Jakarta, 22 September 2021 – Electricity is projected to become the predominant energy resource in future energy systems due to electric vehicles and the electrification of the industrial sector. For this reason, it is essential to ensure that the energy source in the electrification of the sector comes from clean energy. However, the development of renewable energy in Indonesia still faces various challenges, both from a technical perspective, as well as from a regulatory, economic, social, and environmental perspective.
It was explained by a senior researcher of the Institute for Essential Services Reform (IESR), Handriyanti Diah Puspitarini on the third day of Indonesia Energy Transition Dialogue (IETD) 2021, Wednesday (22/09/2021). Yanti said that from the regulation, Indonesia does not have comprehensive policies in fully supporting the development of renewable energy.
“Until now, no comprehensive regulations are supporting fully renewable development related to the tariffs, incentives, subsidies, and risk reduction. It has been prepared but not yet launched,” said Yanti at the event organized by the Indonesia Clean Energy Forum (ICEF) and IESR
Moreover, analyzing the investment, Yanti explained other challenges, such as the lack of availability of funding from local financial institutions and the limited number of bankable renewable energy projects. She said that to overcome these challenges, firstly need clear regulatory support. On another hand, public awareness also needs to increase to support the potential of renewable energy.
Responding to the statement, Director General of New Renewable Energy, and Energy Conservation of Ministry Energy and Mineral Resources of Indonesia, Dadan Kusdiana conveyed that in Energy and Mineral Resources studies, it was explained that technical solutions can be solved as long as the new renewable energy in Indonesia is economical.
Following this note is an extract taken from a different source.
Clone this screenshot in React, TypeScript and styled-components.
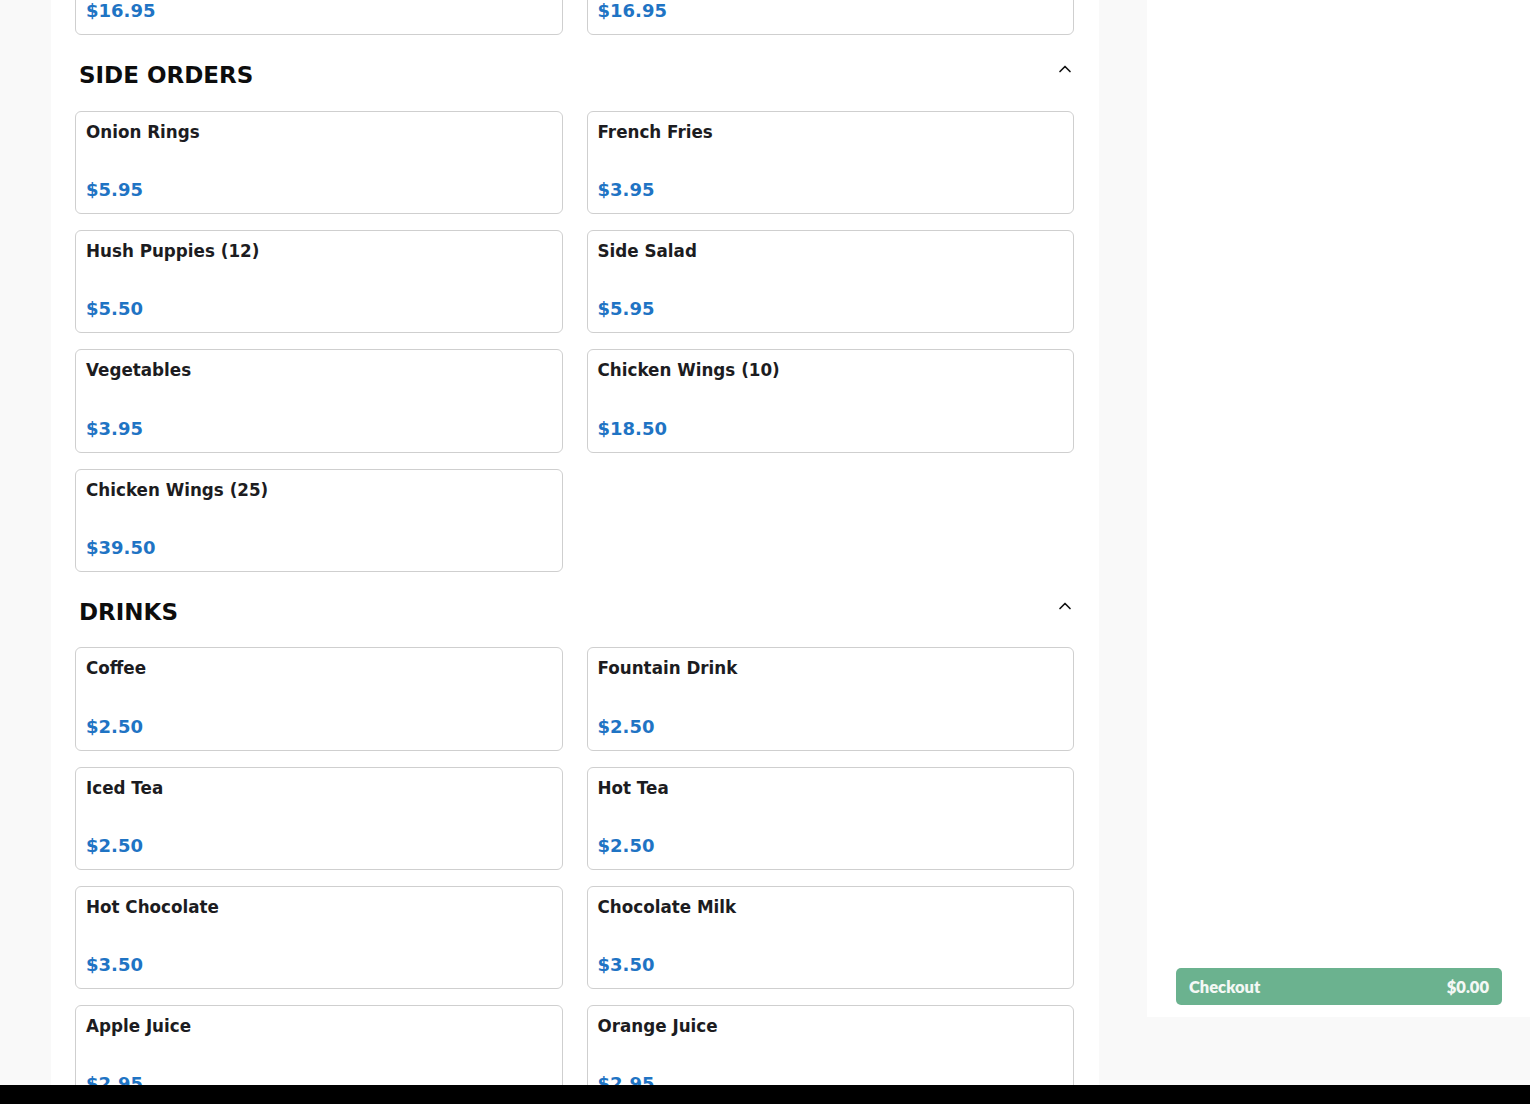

“Because we have the technology and resources to absorb emissions, we can maximize what we have to reduce emissions,” said Dadan.
Furthermore, Dadan also revealed that related to project funding, currently, many investors are already queuing up to invest in renewable energy. To make effective financing, in his opinion, the government still needs to prioritize the types of renewable energy that will be developed.
“In the National Electricity Supply Business Plan (RUPTL) (green-ed) that has been signed, we will give a wider focus to solar PV. Meanwhile, existing projects such as geothermal projects will continue to be expanded, as well as hydropower projects,” he explained.
In line with Dadan, CEO of Pertamina Power Indonesia, Dannif Danusaputro confirmed that many parties want to invest in new renewable energy (NRE) projects in Indonesia. It is because funding support from investors is increasingly limited to invest in fossil energy projects by extending the climate commitments of many countries in the world.
“The problem is they are looking for a project that is quite big, and we didn’t have too many bigger projects, let say above 50 MW. The bigger project needs to be developed to become more bankable,” said Dannif.
Ulrike Lehr, Head of Socio-Economic and Policy, IRENA, highlighted that the average world economic growth is predicted to be higher in 2050 if it boosts low-carbon economic growth. The social problems that may arise related to job losses in the fossil mining and fossil fuel industries can be easily compensated by the creation of jobs in other industries that will grow faster.
“There are sets of policies that are needed, we believe that there should be holistic policies set combining the deployment policies that are mainly oriented at deploying the (renewable) technology, integrating policy to integrate it into the grid and new energy system, structural change and just transition policy, also civil society is buying into the energy transition and is providing a high level of acceptance,” said Ulrike.